TASK OBJECTIVE: Retype exactly the lines from the first one through the line with "48px; background-color: #0078d4;", including both ends; skip any pictures.

SOURCE MATERIAL:

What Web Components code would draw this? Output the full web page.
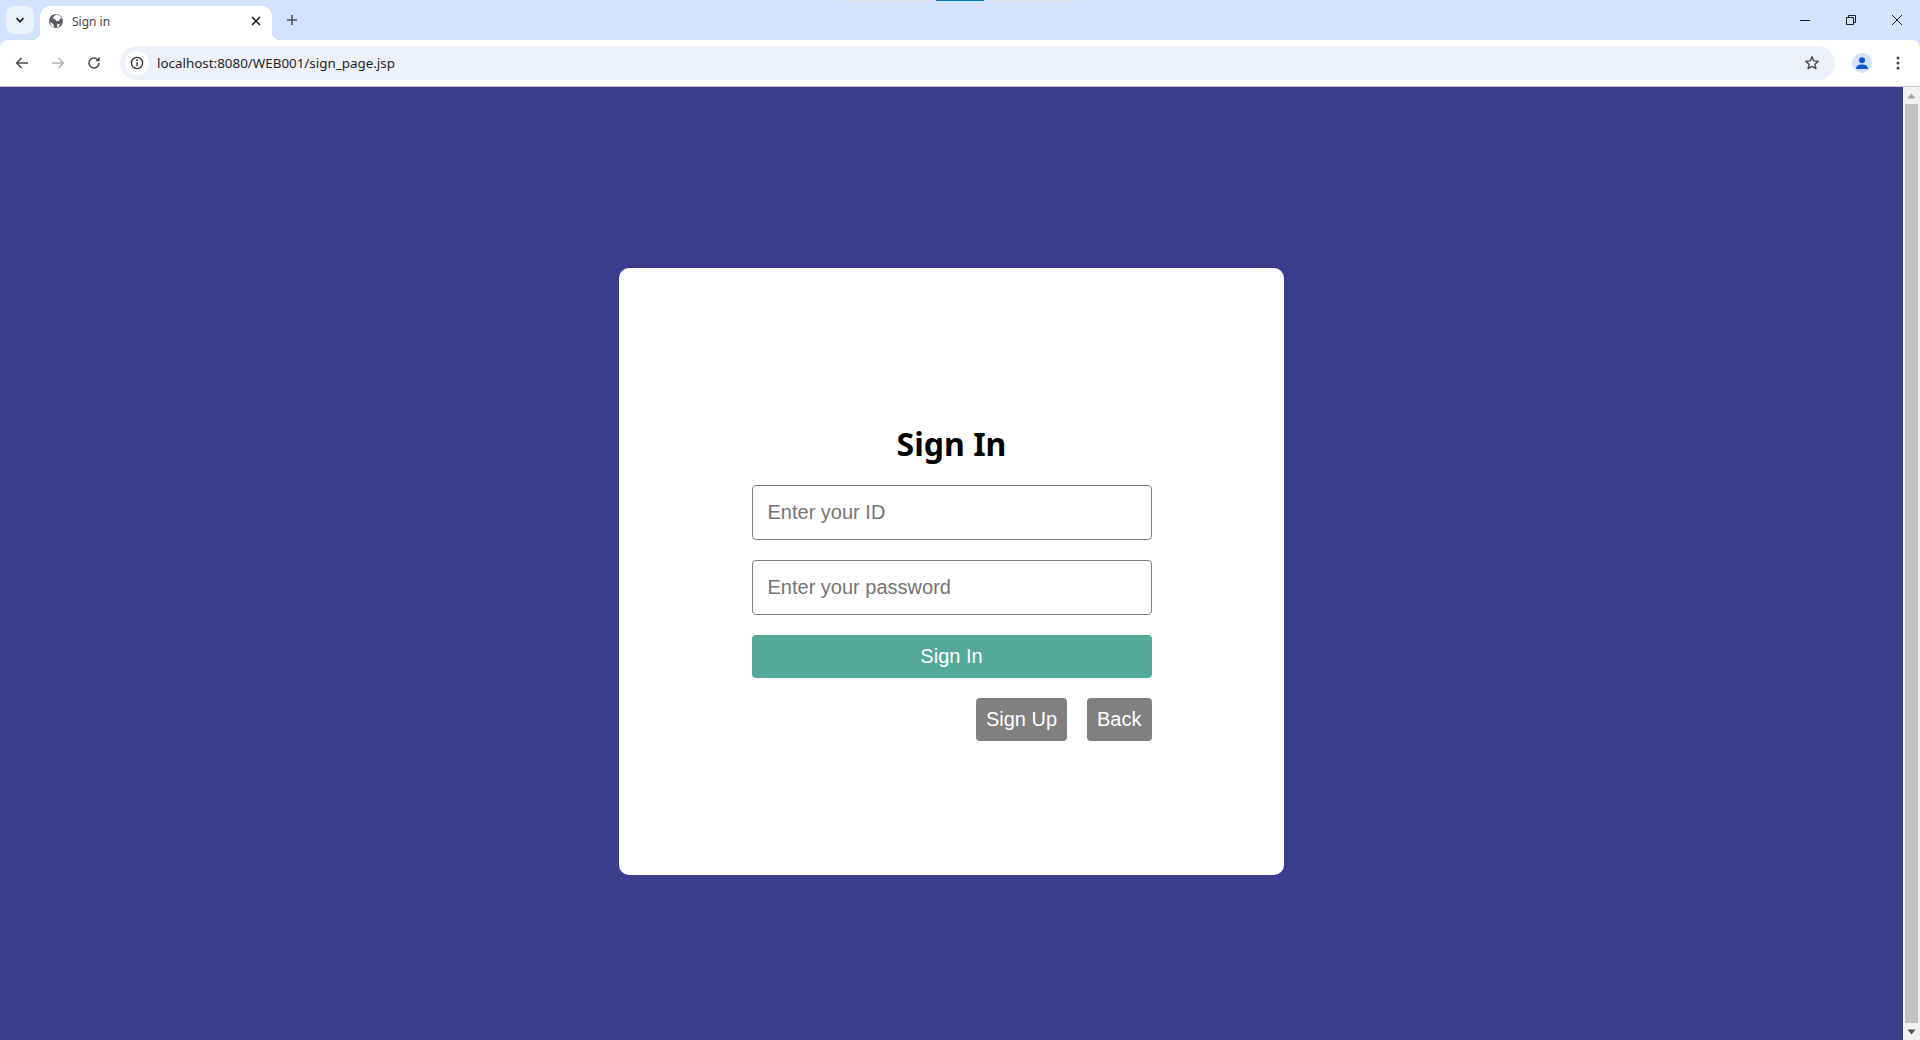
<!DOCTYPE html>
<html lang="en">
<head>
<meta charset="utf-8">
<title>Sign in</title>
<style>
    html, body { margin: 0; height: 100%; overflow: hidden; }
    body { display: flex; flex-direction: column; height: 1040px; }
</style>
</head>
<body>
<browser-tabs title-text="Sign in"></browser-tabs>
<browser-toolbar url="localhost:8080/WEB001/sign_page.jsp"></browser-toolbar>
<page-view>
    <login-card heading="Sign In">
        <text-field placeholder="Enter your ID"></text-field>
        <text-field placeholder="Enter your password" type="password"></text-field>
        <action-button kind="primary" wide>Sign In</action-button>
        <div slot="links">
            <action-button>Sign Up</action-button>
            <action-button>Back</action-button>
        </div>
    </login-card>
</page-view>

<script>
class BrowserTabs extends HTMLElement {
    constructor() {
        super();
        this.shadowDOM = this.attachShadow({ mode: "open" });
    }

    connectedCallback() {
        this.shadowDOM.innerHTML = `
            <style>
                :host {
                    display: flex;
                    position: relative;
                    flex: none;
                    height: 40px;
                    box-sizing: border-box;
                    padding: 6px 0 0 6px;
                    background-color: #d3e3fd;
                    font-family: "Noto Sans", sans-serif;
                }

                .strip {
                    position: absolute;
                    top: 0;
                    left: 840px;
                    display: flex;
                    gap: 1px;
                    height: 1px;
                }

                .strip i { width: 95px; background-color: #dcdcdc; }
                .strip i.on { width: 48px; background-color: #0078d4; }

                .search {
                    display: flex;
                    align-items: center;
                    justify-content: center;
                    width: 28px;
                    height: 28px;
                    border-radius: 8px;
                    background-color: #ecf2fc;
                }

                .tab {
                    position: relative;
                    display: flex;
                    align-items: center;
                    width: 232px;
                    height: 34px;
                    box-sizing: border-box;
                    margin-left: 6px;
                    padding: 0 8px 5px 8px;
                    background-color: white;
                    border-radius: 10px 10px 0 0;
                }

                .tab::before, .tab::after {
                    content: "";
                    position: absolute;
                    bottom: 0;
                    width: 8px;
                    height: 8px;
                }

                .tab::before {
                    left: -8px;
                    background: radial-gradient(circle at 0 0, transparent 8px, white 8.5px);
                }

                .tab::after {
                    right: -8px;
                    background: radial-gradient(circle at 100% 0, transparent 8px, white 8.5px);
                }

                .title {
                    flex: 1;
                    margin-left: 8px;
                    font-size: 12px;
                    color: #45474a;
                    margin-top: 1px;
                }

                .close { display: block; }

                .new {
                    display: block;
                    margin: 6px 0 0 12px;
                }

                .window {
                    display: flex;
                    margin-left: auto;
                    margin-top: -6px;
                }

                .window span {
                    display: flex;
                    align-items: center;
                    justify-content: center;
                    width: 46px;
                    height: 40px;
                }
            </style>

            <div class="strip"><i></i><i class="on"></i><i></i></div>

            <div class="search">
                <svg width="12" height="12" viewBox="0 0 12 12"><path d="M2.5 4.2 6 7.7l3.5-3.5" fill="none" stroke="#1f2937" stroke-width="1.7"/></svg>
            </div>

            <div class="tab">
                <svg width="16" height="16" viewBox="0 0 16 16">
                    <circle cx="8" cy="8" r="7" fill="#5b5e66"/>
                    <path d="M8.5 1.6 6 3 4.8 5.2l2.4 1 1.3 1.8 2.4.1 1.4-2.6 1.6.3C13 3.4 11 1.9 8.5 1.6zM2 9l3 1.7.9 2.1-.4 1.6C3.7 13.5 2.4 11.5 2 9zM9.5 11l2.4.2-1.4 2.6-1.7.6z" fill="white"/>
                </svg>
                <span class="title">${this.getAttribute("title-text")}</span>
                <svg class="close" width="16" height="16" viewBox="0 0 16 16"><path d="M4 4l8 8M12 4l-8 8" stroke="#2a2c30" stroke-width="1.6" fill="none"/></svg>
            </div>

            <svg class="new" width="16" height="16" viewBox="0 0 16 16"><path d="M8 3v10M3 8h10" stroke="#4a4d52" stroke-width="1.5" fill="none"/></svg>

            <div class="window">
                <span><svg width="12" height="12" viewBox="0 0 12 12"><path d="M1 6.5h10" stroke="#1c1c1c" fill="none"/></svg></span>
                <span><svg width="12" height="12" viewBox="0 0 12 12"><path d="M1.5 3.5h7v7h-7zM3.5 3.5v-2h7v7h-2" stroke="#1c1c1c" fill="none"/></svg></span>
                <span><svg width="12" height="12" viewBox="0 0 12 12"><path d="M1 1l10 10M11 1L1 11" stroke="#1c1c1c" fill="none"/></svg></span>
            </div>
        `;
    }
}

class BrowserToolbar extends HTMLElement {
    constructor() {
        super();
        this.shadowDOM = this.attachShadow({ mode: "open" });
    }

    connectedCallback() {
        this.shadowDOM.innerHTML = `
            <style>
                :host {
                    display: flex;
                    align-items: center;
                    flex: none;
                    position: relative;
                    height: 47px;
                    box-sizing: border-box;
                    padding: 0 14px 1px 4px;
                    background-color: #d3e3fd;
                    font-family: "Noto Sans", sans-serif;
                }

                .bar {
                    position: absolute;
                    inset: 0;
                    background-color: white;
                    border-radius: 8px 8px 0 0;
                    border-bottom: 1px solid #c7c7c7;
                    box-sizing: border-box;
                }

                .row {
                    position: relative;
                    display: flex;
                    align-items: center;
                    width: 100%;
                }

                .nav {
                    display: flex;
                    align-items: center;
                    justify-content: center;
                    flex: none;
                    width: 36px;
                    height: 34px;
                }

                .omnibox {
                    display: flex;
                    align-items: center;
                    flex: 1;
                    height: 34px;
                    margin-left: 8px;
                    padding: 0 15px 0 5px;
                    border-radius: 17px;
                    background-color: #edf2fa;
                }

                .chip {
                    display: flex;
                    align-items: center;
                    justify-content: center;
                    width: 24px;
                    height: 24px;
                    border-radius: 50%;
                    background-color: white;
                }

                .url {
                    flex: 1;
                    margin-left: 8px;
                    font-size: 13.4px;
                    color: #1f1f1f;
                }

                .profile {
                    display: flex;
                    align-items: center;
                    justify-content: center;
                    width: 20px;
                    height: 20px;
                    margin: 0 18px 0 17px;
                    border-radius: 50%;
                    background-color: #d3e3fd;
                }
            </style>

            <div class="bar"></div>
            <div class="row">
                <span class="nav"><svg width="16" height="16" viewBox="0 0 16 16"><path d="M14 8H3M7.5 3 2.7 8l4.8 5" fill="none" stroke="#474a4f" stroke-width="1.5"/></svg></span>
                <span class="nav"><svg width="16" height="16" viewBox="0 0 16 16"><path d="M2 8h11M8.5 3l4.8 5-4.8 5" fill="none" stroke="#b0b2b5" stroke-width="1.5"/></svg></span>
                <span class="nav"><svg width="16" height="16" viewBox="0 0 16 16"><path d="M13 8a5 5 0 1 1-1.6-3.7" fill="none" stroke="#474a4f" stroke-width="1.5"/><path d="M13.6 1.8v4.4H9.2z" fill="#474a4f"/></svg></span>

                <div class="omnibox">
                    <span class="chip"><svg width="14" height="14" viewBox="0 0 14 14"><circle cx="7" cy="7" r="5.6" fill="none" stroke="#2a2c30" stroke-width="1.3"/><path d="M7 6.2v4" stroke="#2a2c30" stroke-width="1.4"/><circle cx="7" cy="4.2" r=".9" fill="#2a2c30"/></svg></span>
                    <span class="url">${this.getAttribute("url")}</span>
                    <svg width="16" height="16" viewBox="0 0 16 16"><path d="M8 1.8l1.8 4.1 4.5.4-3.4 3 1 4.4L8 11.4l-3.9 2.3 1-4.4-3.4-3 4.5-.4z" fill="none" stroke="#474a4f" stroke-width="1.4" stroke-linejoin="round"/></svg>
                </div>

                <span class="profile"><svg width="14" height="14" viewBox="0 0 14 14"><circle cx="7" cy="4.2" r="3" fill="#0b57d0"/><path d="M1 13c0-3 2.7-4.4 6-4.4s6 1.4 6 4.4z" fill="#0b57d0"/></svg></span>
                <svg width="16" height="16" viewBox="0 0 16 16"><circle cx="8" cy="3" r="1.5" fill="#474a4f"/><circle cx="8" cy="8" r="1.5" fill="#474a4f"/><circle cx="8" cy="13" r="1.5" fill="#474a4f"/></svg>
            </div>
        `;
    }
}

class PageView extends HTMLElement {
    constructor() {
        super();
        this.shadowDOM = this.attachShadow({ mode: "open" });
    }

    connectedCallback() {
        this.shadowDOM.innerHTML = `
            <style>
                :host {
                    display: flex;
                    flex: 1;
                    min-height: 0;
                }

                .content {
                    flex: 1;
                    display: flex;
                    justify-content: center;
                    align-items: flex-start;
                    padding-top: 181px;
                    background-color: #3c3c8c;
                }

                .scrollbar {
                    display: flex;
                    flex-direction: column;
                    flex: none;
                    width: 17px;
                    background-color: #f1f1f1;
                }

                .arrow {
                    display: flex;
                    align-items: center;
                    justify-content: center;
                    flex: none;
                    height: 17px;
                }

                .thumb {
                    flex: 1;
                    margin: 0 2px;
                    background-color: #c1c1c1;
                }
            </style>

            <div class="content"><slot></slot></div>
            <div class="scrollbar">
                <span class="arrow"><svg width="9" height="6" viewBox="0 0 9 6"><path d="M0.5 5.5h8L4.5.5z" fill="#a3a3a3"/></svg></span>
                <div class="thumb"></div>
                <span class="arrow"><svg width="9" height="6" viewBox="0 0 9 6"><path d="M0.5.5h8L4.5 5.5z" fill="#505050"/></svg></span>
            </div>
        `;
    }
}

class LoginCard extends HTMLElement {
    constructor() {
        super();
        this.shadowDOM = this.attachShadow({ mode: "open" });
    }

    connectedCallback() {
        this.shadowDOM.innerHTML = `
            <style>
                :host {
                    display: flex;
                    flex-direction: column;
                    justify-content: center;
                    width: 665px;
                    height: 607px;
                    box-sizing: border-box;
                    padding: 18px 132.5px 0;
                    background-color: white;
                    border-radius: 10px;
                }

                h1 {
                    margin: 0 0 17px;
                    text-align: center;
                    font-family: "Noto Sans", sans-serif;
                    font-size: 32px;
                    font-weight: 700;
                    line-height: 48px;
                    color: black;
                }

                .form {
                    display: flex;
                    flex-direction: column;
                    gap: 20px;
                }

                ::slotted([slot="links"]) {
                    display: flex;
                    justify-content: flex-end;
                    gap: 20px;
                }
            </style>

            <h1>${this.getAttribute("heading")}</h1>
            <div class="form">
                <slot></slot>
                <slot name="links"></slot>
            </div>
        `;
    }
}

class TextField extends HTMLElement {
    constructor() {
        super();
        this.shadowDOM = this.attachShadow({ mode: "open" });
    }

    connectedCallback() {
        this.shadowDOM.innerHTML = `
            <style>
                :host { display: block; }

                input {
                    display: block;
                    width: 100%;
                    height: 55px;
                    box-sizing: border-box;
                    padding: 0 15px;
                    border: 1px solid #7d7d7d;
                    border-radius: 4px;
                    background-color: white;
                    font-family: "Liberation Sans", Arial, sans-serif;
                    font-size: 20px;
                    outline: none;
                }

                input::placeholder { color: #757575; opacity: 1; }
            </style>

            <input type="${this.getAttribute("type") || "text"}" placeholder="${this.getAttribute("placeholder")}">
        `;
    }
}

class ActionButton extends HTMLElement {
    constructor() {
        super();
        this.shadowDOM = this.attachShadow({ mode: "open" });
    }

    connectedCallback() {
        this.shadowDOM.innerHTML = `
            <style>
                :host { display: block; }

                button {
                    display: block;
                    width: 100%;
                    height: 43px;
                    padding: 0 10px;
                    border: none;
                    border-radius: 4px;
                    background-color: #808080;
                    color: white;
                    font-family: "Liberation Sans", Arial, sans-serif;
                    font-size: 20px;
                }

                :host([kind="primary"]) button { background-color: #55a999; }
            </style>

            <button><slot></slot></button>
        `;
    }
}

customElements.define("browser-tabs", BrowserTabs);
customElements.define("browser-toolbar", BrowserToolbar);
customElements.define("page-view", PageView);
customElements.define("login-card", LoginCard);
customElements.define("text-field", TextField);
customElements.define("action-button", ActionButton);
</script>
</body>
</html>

WORKED SOLUTION:
What Web Components code would draw this? Output the full web page.
<!DOCTYPE html>
<html lang="en">
<head>
<meta charset="utf-8">
<title>Sign in</title>
<style>
    html, body { margin: 0; height: 100%; overflow: hidden; }
    body { display: flex; flex-direction: column; height: 1040px; }
</style>
</head>
<body>
<browser-tabs title-text="Sign in"></browser-tabs>
<browser-toolbar url="localhost:8080/WEB001/sign_page.jsp"></browser-toolbar>
<page-view>
    <login-card heading="Sign In">
        <text-field placeholder="Enter your ID"></text-field>
        <text-field placeholder="Enter your password" type="password"></text-field>
        <action-button kind="primary" wide>Sign In</action-button>
        <div slot="links">
            <action-button>Sign Up</action-button>
            <action-button>Back</action-button>
        </div>
    </login-card>
</page-view>

<script>
class BrowserTabs extends HTMLElement {
    constructor() {
        super();
        this.shadowDOM = this.attachShadow({ mode: "open" });
    }

    connectedCallback() {
        this.shadowDOM.innerHTML = `
            <style>
                :host {
                    display: flex;
                    position: relative;
                    flex: none;
                    height: 40px;
                    box-sizing: border-box;
                    padding: 6px 0 0 6px;
                    background-color: #d3e3fd;
                    font-family: "Noto Sans", sans-serif;
                }

                .strip {
                    position: absolute;
                    top: 0;
                    left: 840px;
                    display: flex;
                    gap: 1px;
                    height: 1px;
                }

                .strip i { width: 95px; background-color: #dcdcdc; }
                .strip i.on { width: 48px; background-color: #0078d4; }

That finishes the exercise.